Edmund comes to her and asks her opinion and advice. She shrinks from the idea of this, but he continues and says how the introduction of Charles Maddox means the end of ‘“privacy and propriety”’ and thinks he must take the role of Anhalt to prevent Charles from coming. He also explains Miss Crawford’s place and the thought of her acting with a stranger, and that her feelings should be respected.
Fanny says she is sorry for her, but is more sorry to see him drawn into it. He says he hopes his concession will allow him a ‘“material gain”’ and keep it restricted to the immediate circle. He wants her approbation and says how Miss Crawford’s kindness to Fanny last night made a claim on his good will. Fanny agrees she was kind and he is satisfied with this. He says will tell Tom of his decision. He leaves and she thinks of what he has told her as ‘“the most unwelcome news”’ and thinks it is ‘“all misery now”’.

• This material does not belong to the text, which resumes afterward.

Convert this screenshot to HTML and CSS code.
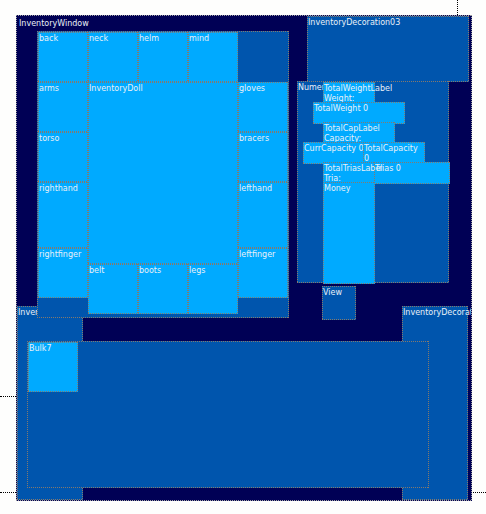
FILE: index.html
```
<!DOCTYPE html>
<html lang="en">
<head>
<meta charset="utf-8">
<title>InventoryWindow</title>
<link rel="stylesheet" href="styles.css">
</head>
<body>
<main class="canvas">
  <i class="guide guide-top"></i>
  <i class="guide guide-left-upper"></i>
  <i class="guide guide-left-lower"></i>
  <i class="guide guide-right"></i>
  <section class="window">
    <h1 class="title">InventoryWindow</h1>
    <div class="widget group decoration-left">InventoryDecoration01</div>
    <div class="widget group decoration-right">InventoryDecoration02</div>
    <div class="widget group decoration-top">InventoryDecoration03</div>

    <div class="widget group equipment">
      <div class="slot">back</div>
      <div class="slot">neck</div>
      <div class="slot">helm</div>
      <div class="slot">mind</div>
      <div class="slot arms">arms</div>
      <div class="slot doll">InventoryDoll</div>
      <div class="slot gloves">gloves</div>
      <div class="slot torso">torso</div>
      <div class="slot bracers">bracers</div>
      <div class="slot righthand">righthand</div>
      <div class="slot lefthand">lefthand</div>
      <div class="slot rightfinger">rightfinger</div>
      <div class="slot leftfinger">leftfinger</div>
      <div class="slot belt">belt</div>
      <div class="slot boots">boots</div>
      <div class="slot legs">legs</div>
    </div>

    <div class="widget group numeric">Numeric
      <div class="widget field weight-label">TotalWeightLabel<br>Weight:</div>
      <div class="widget field weight">TotalWeight 0</div>
      <div class="widget field cap-label">TotalCapLabel<br>Capacity:</div>
      <div class="widget field curr-cap">CurrCapacity 0</div>
      <div class="widget field total-cap">TotalCapacity<br>0</div>
      <div class="widget field trias">Trias 0</div>
      <div class="widget field trias-label">TotalTriasLabel<br>Tria:</div>
      <div class="widget field money">Money</div>
    </div>

    <div class="widget group view">View</div>
    <div class="widget group bulk">
      <div class="slot bulk-slot">Bulk7</div>
    </div>
  </section>
</main>
</body>
</html>
```
FILE: styles.css
```
* {
  box-sizing: border-box;
}

body {
  margin: 0;
  background: #fefefd;
  color: #e8f0f8;
  font: 8px/10px "DejaVu Sans", sans-serif;
}

.canvas {
  position: relative;
  display: flex;
  min-height: 100vh;
  padding: 15px 14px 13px 16px;
}

/* One-pixel dotted frames, drawn along the four edges of a box. */
.window,
.widget,
.slot {
  --dot: #85796d;
  --dots-x: repeating-linear-gradient(90deg, var(--dot) 0 1px, transparent 1px 2px);
  --dots-y: repeating-linear-gradient(180deg, var(--dot) 0 1px, transparent 1px 2px);
  border: 1px solid transparent;
  background-image: var(--dots-x), var(--dots-x), var(--dots-y), var(--dots-y);
  background-origin: border-box;
  background-position: top, bottom, left, right;
  background-repeat: no-repeat;
  background-size: 100% 1px, 100% 1px, 1px 100%, 1px 100%;
}

.window {
  --dot: #a0a0a0;
  position: relative;
  flex: 1;
  overflow: hidden;
  padding: 3px 2px;
  background-color: #000055;
}

.title {
  margin: 0;
  font: inherit;
}

.widget,
.slot {
  padding-top: 1px;
  white-space: nowrap;
}

.widget {
  position: absolute;
}

.group {
  background-color: #0055ad;
}

.slot,
.field {
  background-color: #00aaff;
}

.decoration-left {
  left: 0;
  bottom: 0;
  width: 66px;
  height: 194px;
}

.decoration-right {
  right: 3px;
  bottom: 0;
  width: 66px;
  height: 194px;
}

.decoration-top {
  top: 0;
  right: 2px;
  width: 162px;
  height: 66px;
}

.equipment {
  left: 20px;
  top: 15px;
  display: grid;
  grid-template-columns: repeat(5, 50px);
  grid-template-rows: 50px 50px 50px 66px 16px 34px 16px;
  padding: 0 0 3px;
}

.arms { grid-area: 2 / 1; }
.doll { grid-area: 2 / 2 / 6 / 5; }
.gloves { grid-area: 2 / 5; }
.torso { grid-area: 3 / 1; }
.bracers { grid-area: 3 / 5; }
.righthand { grid-area: 4 / 1; }
.lefthand { grid-area: 4 / 5; }
.rightfinger { grid-area: 5 / 1 / 7 / 2; }
.leftfinger { grid-area: 5 / 5 / 7 / 6; }
.belt { grid-area: 6 / 2 / 8 / 3; }
.boots { grid-area: 6 / 3 / 8 / 4; }
.legs { grid-area: 6 / 4 / 8 / 5; }

.numeric {
  left: 280px;
  top: 65px;
  width: 152px;
  height: 202px;
}

.field {
  height: 22px;
}

.weight-label { left: 25px; top: 0; width: 52px; }
.weight { left: 15px; top: 20px; width: 92px; }
.cap-label { left: 25px; top: 40px; width: 72px; }
.curr-cap { left: 5px; top: 60px; width: 62px; }
.total-cap { left: 65px; top: 60px; width: 62px; }
.trias-label { left: 25px; top: 80px; width: 52px; }
.trias { left: 76px; top: 80px; width: 76px; }
.money { left: 25px; top: 100px; width: 52px; height: 102px; }

.view {
  left: 305px;
  top: 270px;
  width: 34px;
  height: 34px;
}

.bulk {
  left: 10px;
  right: 42px;
  bottom: 12px;
  height: 147px;
  padding: 0;
}

.bulk-slot {
  width: 50px;
  height: 50px;
}

.guide {
  position: absolute;
  border: 0 dotted #000;
}

.guide-top {
  top: 0;
  right: 28px;
  height: 15px;
  border-left-width: 1px;
}

.guide-left-upper,
.guide-left-lower {
  left: 0;
  width: 16px;
  border-top-width: 1px;
}

.guide-left-upper { bottom: 117px; }
.guide-left-lower { bottom: 21px; }

.guide-right {
  right: 0;
  bottom: 21px;
  width: 13px;
  border-top-width: 1px;
}
```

Analysis – Chapter Fourteen, Chapter Fifteen and Chapter Sixteen
Propriety is seen to be invested in the parts women play in society, and the onus of being dignified and modest are evidently expected of the Bertram sisters. Much as Maria skirted round the authority of the iron gate at Sotherton, here she refuses to listen to Edmund, her father’s proxy, and insists on taking on the role she has been offered.

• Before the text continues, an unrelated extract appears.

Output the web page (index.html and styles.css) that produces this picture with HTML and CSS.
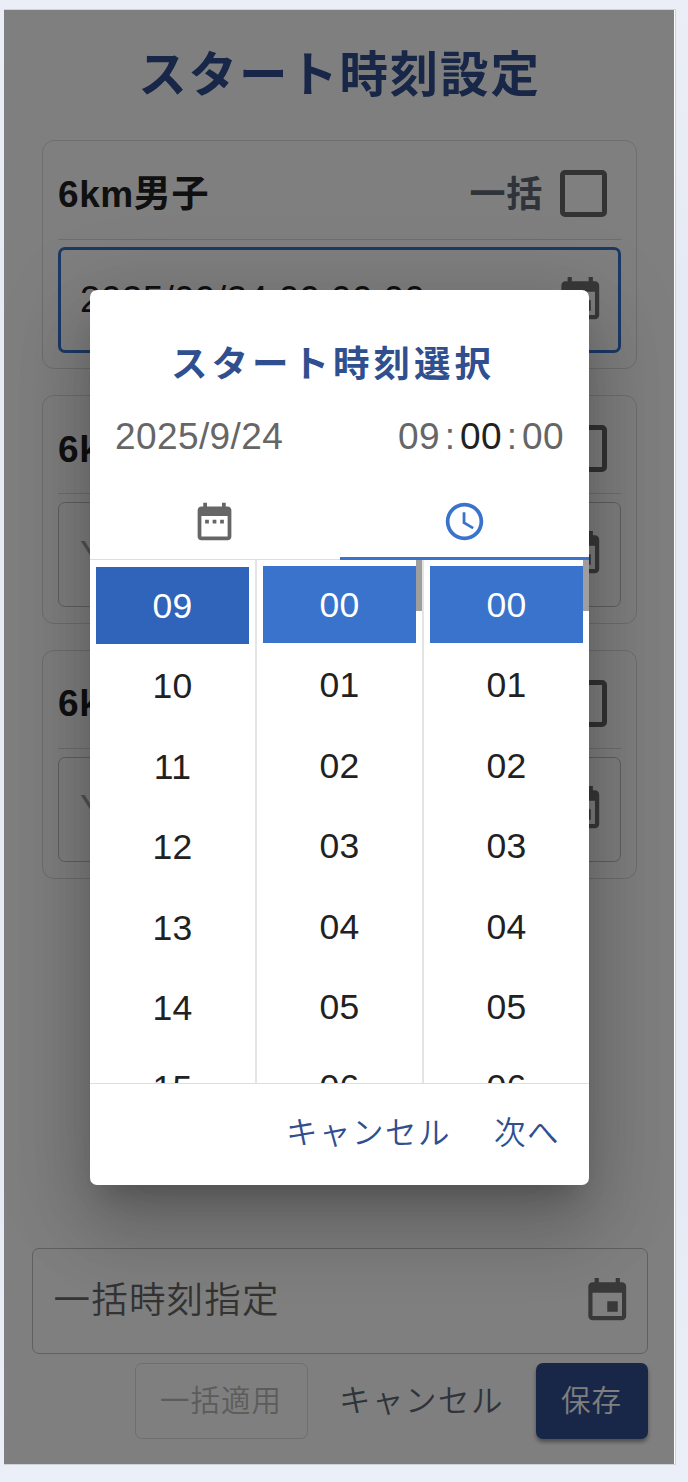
FILE: index.html
```html
<!DOCTYPE html>
<html lang="ja">
<head>
<meta charset="utf-8">
<title>スタート時刻設定</title>
<link rel="stylesheet" href="styles.css">
</head>
<body>
<svg class="defs" width="0" height="0" aria-hidden="true">
  <symbol id="event" viewBox="0 0 24 24"><path d="M17 12h-5v5h5v-5zM16 1v2H8V1H6v2H5c-1.11 0-1.99.9-1.99 2L3 19c0 1.1.89 2 2 2h14c1.1 0 2-.9 2-2V5c0-1.1-.9-2-2-2h-1V1h-2zm3 18H5V8h14v11z"/></symbol>
  <symbol id="range" viewBox="0 0 24 24"><path d="M9 11H7v2h2v-2zm4 0h-2v2h2v-2zm4 0h-2v2h2v-2zm2-7h-1V2h-2v2H8V2H6v2H5c-1.11 0-1.99.9-1.99 2L3 20c0 1.1.89 2 2 2h14c1.1 0 2-.9 2-2V6c0-1.1-.9-2-2-2zm0 16H5V9h14v11z"/></symbol>
  <symbol id="clock" viewBox="0 0 24 24"><path d="M11.99 2C6.47 2 2 6.48 2 12s4.47 10 9.99 10C17.52 22 22 17.52 22 12S17.52 2 11.99 2zM12 20c-4.42 0-8-3.58-8-8s3.58-8 8-8 8 3.58 8 8-3.58 8-8 8z"/><path d="M12.5 7H11v6l5.25 3.15.75-1.23-4.5-2.67z"/></symbol>
</svg>
<main class="panel">
  <h1 class="heading">スタート時刻設定</h1>
  <div class="cards">
    <section class="card">
      <div class="card-head"><span class="name">6km男子</span><label class="bulk"><span class="bulk-text">一括</span><span class="check"></span></label></div>
      <div class="field active"><span>2025/09/24 09:00:00</span><svg class="event"><use href="#event"/></svg></div>
    </section>
    <section class="card">
      <div class="card-head"><span class="name">6k</span><label class="bulk"><span class="check"></span></label></div>
      <div class="field"><span class="hint">Y</span><svg class="event"><use href="#event"/></svg></div>
    </section>
    <section class="card">
      <div class="card-head"><span class="name">6k</span><label class="bulk"><span class="check"></span></label></div>
      <div class="field"><span class="hint">Y</span><svg class="event"><use href="#event"/></svg></div>
    </section>
  </div>
  <footer class="footer">
    <div class="field bulk-field"><span class="label">一括時刻指定</span><svg class="event"><use href="#event"/></svg></div>
    <div class="actions">
      <button class="btn apply">一括適用</button>
      <button class="btn cancel">キャンセル</button>
      <button class="btn save">保存</button>
    </div>
  </footer>
  <div class="backdrop">
    <div class="dialog">
      <h2 class="dialog-title">スタート時刻選択</h2>
      <div class="value"><span>2025/9/24</span><span class="time">09<i>:</i><b>00</b><i>:</i>00</span></div>
      <div class="tabs">
        <div class="tab"><svg><use href="#range"/></svg></div>
        <div class="tab selected"><svg><use href="#clock"/></svg></div>
      </div>
      <div class="columns">
        <ul class="column hours"><li class="on focus">09</li><li>10</li><li>11</li><li>12</li><li>13</li><li>14</li><li>15</li></ul>
        <ul class="column scroll"><li class="on">00</li><li>01</li><li>02</li><li>03</li><li>04</li><li>05</li><li>06</li></ul>
        <ul class="column scroll"><li class="on">00</li><li>01</li><li>02</li><li>03</li><li>04</li><li>05</li><li>06</li></ul>
      </div>
      <div class="dialog-actions"><button class="btn">キャンセル</button><button class="btn">次へ</button></div>
    </div>
  </div>
</main>
</body>
</html>
```
FILE: styles.css
```css
* { box-sizing: border-box; }
body {
  margin: 0;
  height: 1482px;
  padding: 9px 0 0 4px;
  overflow: hidden;
  background: linear-gradient(#ebeef6, #e6eaf4 20%, #e6eaf4 80%, #ebeff7);
  font-family: "Liberation Sans", "Noto Sans CJK JP", sans-serif;
  color: #212121;
}
.defs { position: absolute; }
svg { display: block; fill: currentColor; }
.panel {
  position: relative;
  display: flex;
  flex-direction: column;
  width: 672px;
  height: 1456px;
  border: 1px solid #d0d2d8;
  border-left: 0;
  background: #fff;
}
.heading {
  margin: 0;
  height: 130px;
  line-height: 130px;
  text-align: center;
  font-size: 48.5px;
  letter-spacing: 1.8px;
  color: #304f8f;
}
.cards { display: flex; flex-direction: column; gap: 25.5px; padding: 0 37px 0 38px; }
.card {
  width: 595px;
  height: 229.3px;
  padding: 0 15px;
  border: 1px solid #dcdcdc;
  border-radius: 12px;
}
.card-head {
  display: flex;
  justify-content: space-between;
  align-items: center;
  height: 98.5px;
  padding: 8px 14px 0 0;
  border-bottom: 1px solid #dcdcdc;
  margin-bottom: 7.5px;
}
.name { padding-top: 2px; line-height: 40px; font-size: 37px; font-weight: 700; letter-spacing: .6px; }
.bulk { display: flex; align-items: center; gap: 17px; font-size: 36px; font-weight: 700; letter-spacing: .7px; color: #5e6874; }
.bulk-text { padding-top: 2px; line-height: 40px; }
.check { width: 47px; height: 47px; border: 5px solid #666; border-radius: 5px; }
.field {
  display: flex;
  justify-content: space-between;
  align-items: center;
  height: 105.5px;
  padding: 0 15px 0 21px;
  border: 1px solid #c0c0c0;
  border-radius: 7px;
  line-height: 40px;
  font-size: 37px;
  letter-spacing: .3px;
}
.field.active { border: 3px solid #3973cc; padding: 0 13px 0 19px; }
.field .hint { color: #a6a6a6; }
.event { width: 50.5px; height: 50.5px; color: #737373; }
.footer { margin-top: auto; padding: 0 27px 25px 27.5px; }
.bulk-field { width: 616px; padding: 0 14px 0 21px; }
.label { color: #666; font-weight: 350; font-size: 36.5px; letter-spacing: 1.2px; }
.actions { display: flex; justify-content: flex-end; margin-top: 9.5px; width: 616px; }
.btn {
  padding: 0;
  border: 0;
  background: none;
  font-family: inherit;
  font-weight: 350;
  line-height: 34px;
  font-size: 31.5px;
  letter-spacing: 1.5px;
  color: #304f8f;
  text-align: center;
}
.apply { width: 173px; height: 76px; border: 1px solid #dcdcdc; border-radius: 7px; color: #b8b8b8; font-size: 29.5px; letter-spacing: 1px; }
.cancel { width: 228px; height: 76px; color: #5e6874; }
.save { width: 112px; height: 76px; border-radius: 7px; background: #304f8f; color: #fff; font-size: 29.5px; letter-spacing: 1px; box-shadow: 0 3px 4px rgba(0,0,0,.4); }
.backdrop {
  position: absolute;
  inset: 0 1px 0 0;
  overflow: hidden;
  padding: 279.5px 0 0 86px;
  background: rgba(0,0,0,.5);
}
.dialog {
  width: 499px;
  height: 895.5px;
  overflow: hidden;
  border-radius: 7px;
  background: #fff;
  box-shadow: 0 21px 28px -13px rgba(0,0,0,.2), 0 46px 72px 6px rgba(0,0,0,.14), 0 17px 87px 15px rgba(0,0,0,.12);
}
.dialog-title {
  margin: 0;
  height: 120px;
  padding-right: 13px;
  line-height: 150px;
  text-align: center;
  font-size: 36.5px;
  letter-spacing: 4px;
  color: #304f8f;
}
.value { display: flex; justify-content: space-between; height: 76px; padding: 6.5px 25px 0 25px; font-size: 37px; letter-spacing: .4px; color: #666; }
.value b { font-weight: 400; color: #212121; }
.value i { display: inline-block; width: 20px; text-align: center; font-style: normal; }
.tabs { display: flex; height: 74.5px; }
.tab { flex: 1; display: flex; justify-content: center; padding-top: 13.5px; border-bottom: 1px solid #dedede; color: #666; }
.tab svg { width: 45px; height: 45px; }
.tab.selected { border-bottom: 3px solid #3973cc; color: #3973cc; }
.columns { display: flex; height: 522.5px; overflow: hidden; }
.column { position: relative; flex: 1; margin: 0; padding: 6px 6px 0; list-style: none; border-left: 2px solid #e4e4e4; }
.column.hours { border-left: 0; padding: 7px 6px 0; }
.column.scroll::after { content: ""; position: absolute; top: 0; right: 0; width: 6px; height: 51px; background: #9e9e9e; }
.column li { width: 153px; height: 77px; margin-bottom: 3.4px; line-height: 78px; text-align: center; font-size: 35.5px; letter-spacing: .3px; }
.column .on { background: #3973cc; color: #fff; }
.column .focus { background: #3064ba; }
.dialog-actions { display: flex; justify-content: flex-end; gap: 43px; height: 102px; padding: 0 29px 2px; border-top: 1px solid #dedede; }
```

The double-standards of these attitudes to how women should behave are apparent as only the decorum and modesty of the women is seen to be at stake. The men may behave as they see fit with comparatively few expectations placed on them. It is relevant that concern for Maria rests on her engagement to Mr Rushworth, and to public flirting with Mr Crawford, but Edmund is concerned initially over the idea of both sisters acting in public. The theme of double-standards also appears in Fanny’s doubts over Edmund taking part in the play. She may not want to see him drawn into it, but this is because he will now be acting opposite Miss Crawford as well as taking part in the theatricals when he has already opposed it.